Im letzten Raum der Ausstellung steht der Makart-Kult und die Rezeption des Künstlers nach seinem frühen Tod am 3. Oktober 1884 im Fokus. Makart erhielt ein Prunkbegräbnis und ein Ehrengrabmal auf dem Zentralfriedhof, doch bereits wenige Jahre später wurde er von einigen als "Dekorateur" abgelehnt. Eine verstärkte Rezeption erfolgte dann im Nationalsozialismus, Adolf Hitler ließ für sein geplantes "Führer-Museum" in Linz Makart-Gemälde zusammentragen.
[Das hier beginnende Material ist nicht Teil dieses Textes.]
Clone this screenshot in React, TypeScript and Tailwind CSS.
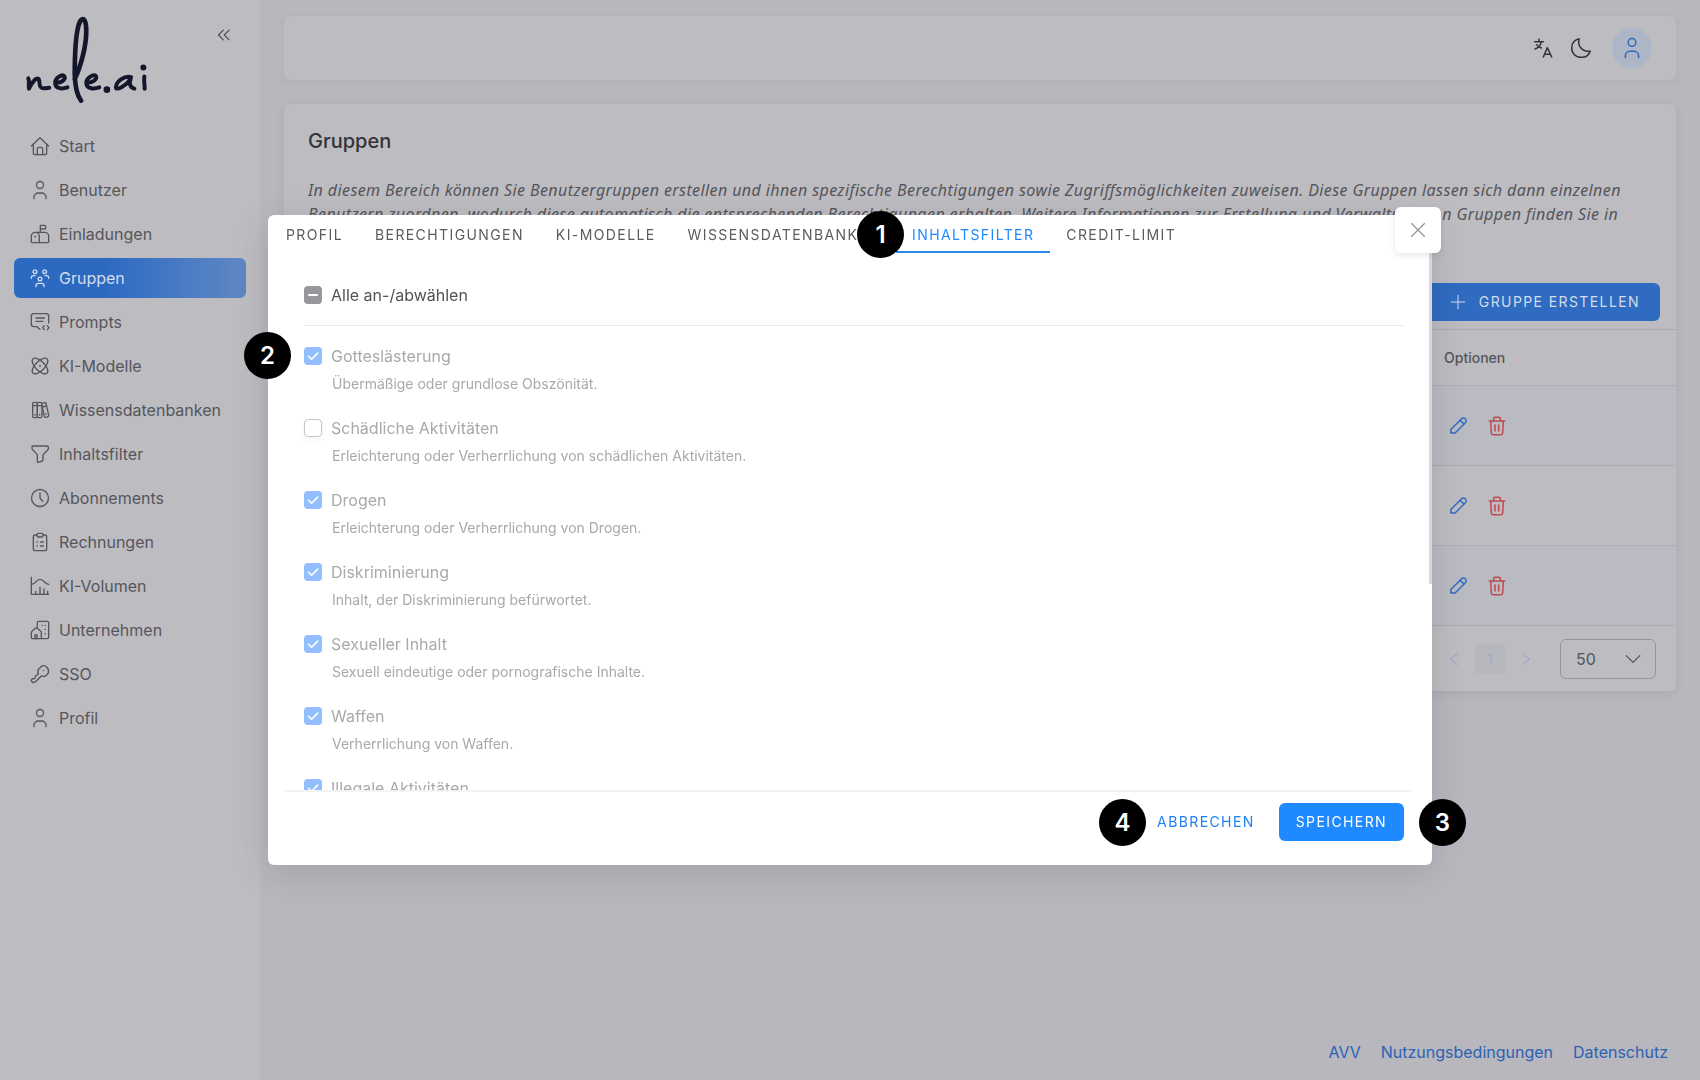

Eine vertiefte Auseinandersetzung mit der Salonmalerei des 19. Jahrhunderts fand erst ab den 1970er-Jahren statt, aus heutiger Perspektive sind Makarts malerische Qualitäten wie auch sein umfassendes gestalterisches Talent gemeinsam zu betrachten, um dem Phänomen Makart als Ausdruck des Zeitgeists auf die Spur zu kommen.